Polyisocyanide (PIC) hydrogels are a relatively new class of synthetic hydrogels that mimic the physical properties of the native extracellular matrix (ECM) properties, making PIC suitable for different biological applications. The hydrogel has highly tailorable properties, allowing functionalization with any growth factor or peptide. In this thesis, we studied the response of PIC hydrogels in models of scarring and fibrosis. We developed a high-throughput gel-contraction model to prescreen drugs for putative antifibrotic properties. This 3D in-vitro model maintained the native in-vivo phenotype and functionality of primary patient cells in contrast to the collagen-coated 2D cultures, which quickly lost their in-vivo phenotype. Our work opens the possibility of personalized medicine by testing what drugs work best to halt fibrosis in the patient’s cells.

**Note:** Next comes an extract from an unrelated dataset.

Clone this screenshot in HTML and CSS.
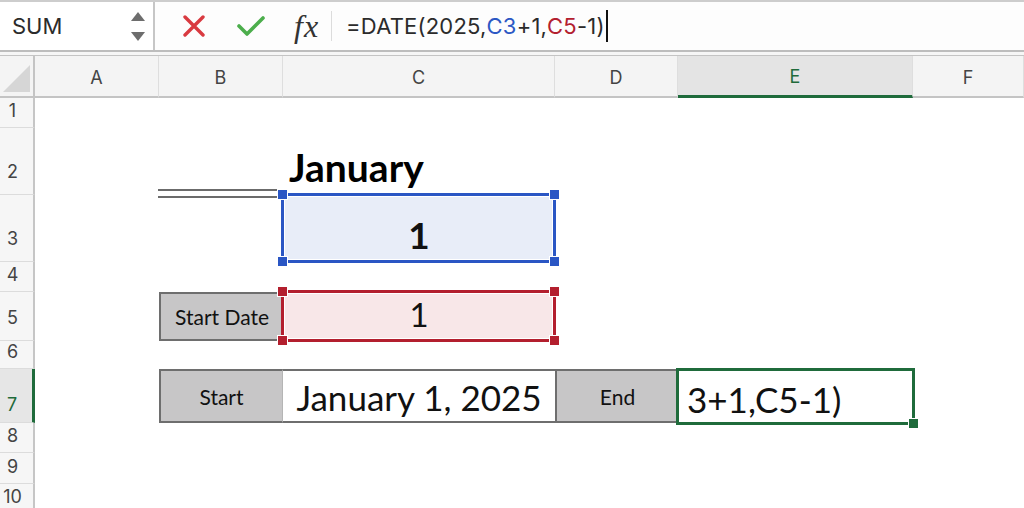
FILE: index.html
```html
<!DOCTYPE html>
<html lang="en">
<head>
    <meta charset="UTF-8">
    <meta name="viewport" content="width=device-width, initial-scale=1.0">
    <title>DATE formula</title>
    <link rel="stylesheet" href="styles.css">
</head>
<body>

<div class="formula-bar">
    <div class="name-box">
        <span class="name">SUM</span>
        <span class="spin">
            <svg width="14" height="9" viewBox="0 0 14 9"><path d="M7 0 L14 9 L0 9 Z" fill="#6d6d6d"/></svg>
            <svg width="14" height="9" viewBox="0 0 14 9"><path d="M0 0 L14 0 L7 9 Z" fill="#6d6d6d"/></svg>
        </span>
    </div>
    <div class="tools">
        <svg class="cancel" width="22" height="22" viewBox="0 0 22 22"><path d="M2 2 L20 20 M20 2 L2 20" stroke="#d93a40" stroke-width="3.4" stroke-linecap="round"/></svg>
        <svg class="enter" width="28" height="22" viewBox="0 0 28 22"><path d="M2 11 L10 19 L26 3" fill="none" stroke="#4cae4c" stroke-width="3.6" stroke-linecap="round" stroke-linejoin="round"/></svg>
        <span class="fx">fx</span>
        <span class="sep"></span>
    </div>
    <div class="formula">=DATE(2025,<span class="ref-blue">C3</span>+1,<span class="ref-red">C5</span>-1)<span class="caret"></span></div>
</div>
<div class="bar-gap"></div>

<div class="sheet">
    <!-- header -->
    <div class="corner"><span class="tri"></span></div>
    <div class="col-head">A</div>
    <div class="col-head">B</div>
    <div class="col-head">C</div>
    <div class="col-head">D</div>
    <div class="col-head active">E</div>
    <div class="col-head">F</div>

    <!-- 1 -->
    <div class="row-head">1</div>
    <div class="cell"></div><div class="cell"></div><div class="cell"></div><div class="cell"></div><div class="cell"></div><div class="cell"></div>

    <!-- 2 -->
    <div class="row-head tall">2</div>
    <div class="cell"></div>
    <div class="cell double-under"></div>
    <div class="cell title">January</div>
    <div class="cell"></div><div class="cell"></div><div class="cell"></div>

    <!-- 3 -->
    <div class="row-head tall">3</div>
    <div class="cell"></div><div class="cell"></div>
    <div class="cell range blue">
        <span class="value bold">1</span>
        <i class="h tl"></i><i class="h tr"></i><i class="h bl"></i><i class="h br"></i>
    </div>
    <div class="cell"></div><div class="cell"></div><div class="cell"></div>

    <!-- 4 -->
    <div class="row-head">4</div>
    <div class="cell"></div><div class="cell"></div><div class="cell"></div><div class="cell"></div><div class="cell"></div><div class="cell"></div>

    <!-- 5 -->
    <div class="row-head tall">5</div>
    <div class="cell"></div>
    <div class="cell label boxed">Start Date</div>
    <div class="cell range red">
        <span class="value">1</span>
        <i class="h tl"></i><i class="h tr"></i><i class="h bl"></i><i class="h br"></i>
    </div>
    <div class="cell"></div><div class="cell"></div><div class="cell"></div>

    <!-- 6 -->
    <div class="row-head">6</div>
    <div class="cell"></div><div class="cell"></div><div class="cell"></div><div class="cell"></div><div class="cell"></div><div class="cell"></div>

    <!-- 7 -->
    <div class="row-head current mid">7</div>
    <div class="cell"></div>
    <div class="cell label strip first">Start</div>
    <div class="cell big strip">January 1, 2025</div>
    <div class="cell label strip last">End</div>
    <div class="cell big editing">3+1,C5-1)<i class="fill-handle"></i></div>
    <div class="cell"></div>

    <!-- 8 -->
    <div class="row-head">8</div>
    <div class="cell"></div><div class="cell"></div><div class="cell"></div><div class="cell"></div><div class="cell"></div><div class="cell"></div>

    <!-- 9 -->
    <div class="row-head">9</div>
    <div class="cell"></div><div class="cell"></div><div class="cell"></div><div class="cell"></div><div class="cell"></div><div class="cell"></div>

    <!-- 10 -->
    <div class="row-head">10</div>
    <div class="cell"></div><div class="cell"></div><div class="cell"></div><div class="cell"></div><div class="cell"></div><div class="cell"></div>
</div>

</body>
</html>
```

FILE: styles.css
```css
*{
    margin: 0;
    padding: 0;
    box-sizing: border-box;
}

body{
    width: 1024px;
    height: 508px;
    overflow: hidden;
    background: #fff;
    font-family: Inter, 'Open Sans', sans-serif;
    color: #333;
}

/* formula bar */
.formula-bar{
    display: flex;
    height: 52px;
    border-top: 2px solid #cdcdcd;
    border-bottom: 2px solid #bdbdbd;
    background: #fdfdfd;
}
.name-box{
    width: 155px;
    display: flex;
    align-items: center;
    justify-content: space-between;
    padding: 0 8px 0 12px;
    border-right: 2px solid #c6c6c6;
    background: #fff;
}
.name-box .name{
    font-size: 22px;
    color: #2b2b2b;
}
.spin{
    display: flex;
    flex-direction: column;
    gap: 11px;
}
.spin svg{
    display: block;
}
.tools{
    display: flex;
    align-items: center;
    padding-left: 28px;
}
.tools .enter{
    margin-left: 32px;
}
.tools .fx{
    margin-left: 29px;
    font-family: 'Liberation Serif', serif;
    font-style: italic;
    font-size: 32px;
    color: #333;
    letter-spacing: 1px;
}
.tools .sep{
    width: 1px;
    height: 30px;
    background: #dcdcdc;
    margin-left: 12px;
}
.formula{
    display: flex;
    align-items: center;
    padding-left: 14px;
    font-size: 22px;
    letter-spacing: 0.2px;
    color: #2b2b2b;
}
.ref-blue{
    color: #2c58c4;
}
.ref-red{
    color: #b3202f;
}
.caret{
    width: 2px;
    height: 32px;
    background: #111;
    margin-left: 1px;
}
.bar-gap{
    height: 4px;
    background: #f6f6f6;
    border-bottom: 1px solid #c4c4c4;
}

/* sheet */
.sheet{
    display: grid;
    grid-template-columns: 35px 124px 124px 272px 123px 235px 1fr;
    grid-template-rows: 42px 30px 67px 67px 30px 49px 28px 54px 30px 31px 30px;
}
.corner{
    position: relative;
    background: #f4f4f4;
    border-right: 2px solid #c4c4c4;
    border-bottom: 2px solid #c4c4c4;
}
.corner .tri{
    position: absolute;
    right: 3px;
    bottom: 4px;
    width: 27px;
    height: 27px;
    background: #d6d6d6;
    clip-path: polygon(100% 0, 100% 100%, 0 100%);
}
.col-head{
    display: flex;
    align-items: center;
    justify-content: center;
    padding-top: 2px;
    background: #f4f4f4;
    border-right: 1px solid #dedede;
    border-bottom: 2px solid #c4c4c4;
    font-size: 18px;
    color: #444;
}
.col-head.active{
    background: #e4e4e4;
    color: #1f6b3b;
    border-bottom: 3px solid #1f6b3b;
}
.row-head{
    display: flex;
    align-items: flex-end;
    justify-content: center;
    padding: 0 8px 7px 0;
    background: #f6f6f6;
    border-right: 2px solid #c6c6c6;
    border-bottom: 1px solid #dcdcdc;
    font-size: 18px;
    line-height: 1;
    color: #444;
}
.row-head.tall{
    padding-bottom: 13px;
}
.row-head.mid{
    padding-bottom: 8px;
}
.row-head.current{
    background: #e6e6e6;
    color: #1f6b3b;
    border-right: 3px solid #1f6b3b;
}

.cell{
    position: relative;
    display: flex;
    align-items: flex-end;
    justify-content: center;
    font-family: Lato, 'Open Sans', sans-serif;
    color: #111;
}

.cell.double-under::after{
    content: '';
    position: absolute;
    left: -1px;
    right: 0;
    bottom: -3px;
    height: 5px;
    border-top: 2px solid #6b6b6b;
    border-bottom: 2px solid #6b6b6b;
}

.cell.title{
    justify-content: flex-start;
    padding: 0 0 8px 6px;
    font-size: 39px;
    font-weight: 700;
    line-height: 1;
    color: #000;
    white-space: nowrap;
}

/* highlighted ranges */
.range{
    z-index: 1;
}
.range::before{
    content: '';
    position: absolute;
    top: -2px;
    left: -2px;
    right: -1px;
    bottom: -1px;
    border: 3px solid;
    box-shadow: inset 0 0 0 1px #fff;
}
.range.blue{
    background: #e8edf8;
    padding-bottom: 9px;
}
.range.blue::before{
    border-color: #2a56c4;
}
.range.red{
    background: #f8e7e8;
    padding-bottom: 10px;
}
.range.red::before{
    border-color: #b31f2e;
}
.range .value{
    position: relative;
    font-size: 36px;
    line-height: 1;
}
.range .value.bold{
    font-weight: 700;
    font-size: 37px;
}
.range.red .value{
    font-size: 33px;
}
.h{
    position: absolute;
    width: 11px;
    height: 11px;
    border: 1px solid #fff;
}
.blue .h{
    background: #2a56c4;
}
.red .h{
    background: #b31f2e;
}
.h.tl{ top: -6px; left: -6px; }
.h.tr{ top: -6px; right: -5px; }
.h.bl{ bottom: -5px; left: -6px; }
.h.br{ bottom: -5px; right: -5px; }

/* labels */
.label{
    align-items: center;
    background: #c7c6c7;
    font-size: 21px;
    color: #111;
}
.boxed{
    border: 2px solid #6e6e6e;
    border-right: none;
}
.strip{
    border-top: 2px solid #6e6e6e;
    border-bottom: 2px solid #6e6e6e;
}
.strip.first{
    border-left: 2px solid #6e6e6e;
    border-right: 1px solid #b5b5b5;
}
.strip.last{
    border-left: 2px solid #6e6e6e;
}
.big{
    font-size: 35px;
    line-height: 1;
    padding-bottom: 6px;
    white-space: nowrap;
}
.cell.editing{
    justify-content: flex-start;
    padding-left: 8px;
    border: 3px solid #1f6b3b;
    margin: -1px -2px -2px -2px;
    padding-bottom: 5px;
    z-index: 1;
}
.fill-handle{
    position: absolute;
    right: -7px;
    bottom: -7px;
    width: 11px;
    height: 11px;
    background: #1f6b3b;
    border: 1px solid #fff;
}
```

We also altered the properties of the hydrogel by changing the polymer conditions and by crosslinking it to other polymers. In one of the studies, an antifibrotic hydrogel prepared by crosslinking PIC with hyaluronic acid (HA). In another study, a conductive PIC hydrogel was developed by physically mixing PIC with water-soluble conductive poly(aniline-co-N-(4-sulfophenyl)aniline) (PASA). Incorporating PASA into the PIC hydrogel enhances the electroactive nature of our hydrogel without changing the fibrous architecture and (nonlinear) mechanics of PIC polymers.
Jyoti Kumari received Bachelor of Science (B.Sc.) degree with Botany honors, from Banaras Hindu University, India in 2008. She obtained her Master of Science (M.Sc.) degree in Biotechnology from Bangalore University, India in 2010. After that she started working in Jubilant Biosys Limited, Bangalore, India for two years. In 2013, she joined as a research associate at the department of Biological Sciences and Bioengineering at the IIT, Kanpur, India. Her research focused on developing an in-vitro/ in-vivo model (publications: 3 first-author papers, 1 co-author, and 1 patent). In 2018 she started her PhD in the field of tissue engineering and biomaterial synthesis at Radboud University in collaboration with Radboud University Medical Center (UMC). During her four years of PhD she had successfully established the Polyisocyanide hydrogel as a drug screening model and for therapeutics applications.